1892 : Henry Pluckrose has Five Watches Stolen

Source: The Daily News, 14,452
Date:  28 July 1892
Place:  London

COUNTY OF LONDON SESSIONS
(Before Sir P. H. Edlin, Q.C., Chairman, at Clerkenwell.)

THE USE OF THE REVOLVER. - A German, aged 28, who described himself as a mason, and gave the assumed name of Joseph Higgins, was indicted for stealing five watches and other articles of the value of 60l., the property of Henry Pluckrose, of the Cunningham Arms, Uxbridge-road. He was also charged with assaulting a carman named Root and a police-sergeant who followed and apprehended him, by threatening them with a revolver. - Mr. Blackwell prosecuted. - Mr. Lawless, who appeared for the prisoner, explained his presence in Mr. Pluckrose’s apartments, by the fact of his having mistaken a private room for a lavatory, and seeing the watches there yielded to temptation, he having lost all his money a night or two previously in Piccadilly. With regard to the revolver, he regretted having produced it, but the learned counsel reminded the Court that the prisoner had only just returned from America, where, unfortunately, the practice of carrying revolvers seemed very prevalent. - The Chairman: Indeed. Is that so? It certainly seems to be becoming the practice here. - Mr. Lawless further urged that the prisoner did not intend to use the weapon, but only to frighten his captors, for he had said to the policeman: “I will not take what I cannot give back - life.” - The Chairman: Did that remark apply to the property he took also? (Laughter.) - Mr.
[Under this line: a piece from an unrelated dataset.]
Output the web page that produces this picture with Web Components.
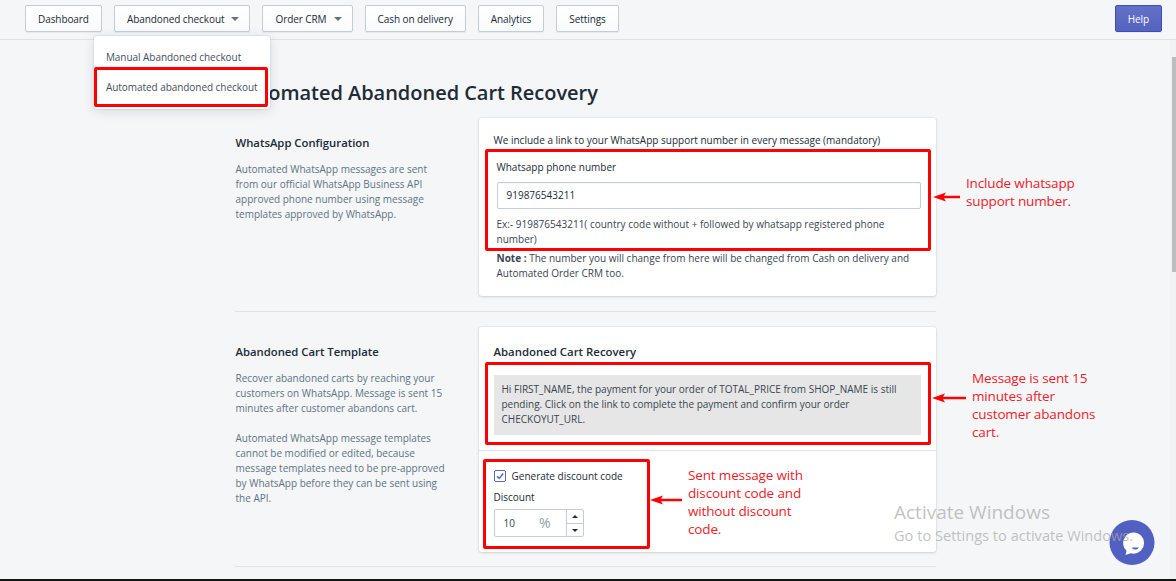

Lawless replied that the prisoner had intended to intimate that he would not take a life that he could not give back. - The Chairman then asked whether the prisoner could find sureties for his good behaviour, and Mr. Lawless said not in this country. - The Chairman ordered him to be imprisoned with hard labour for four calendar months for the larceny, to be followed by a further period of four months for the assault, and that he afterwards enter into his recognisances to the sum of 100l. to keep the peace and be of good behaviour.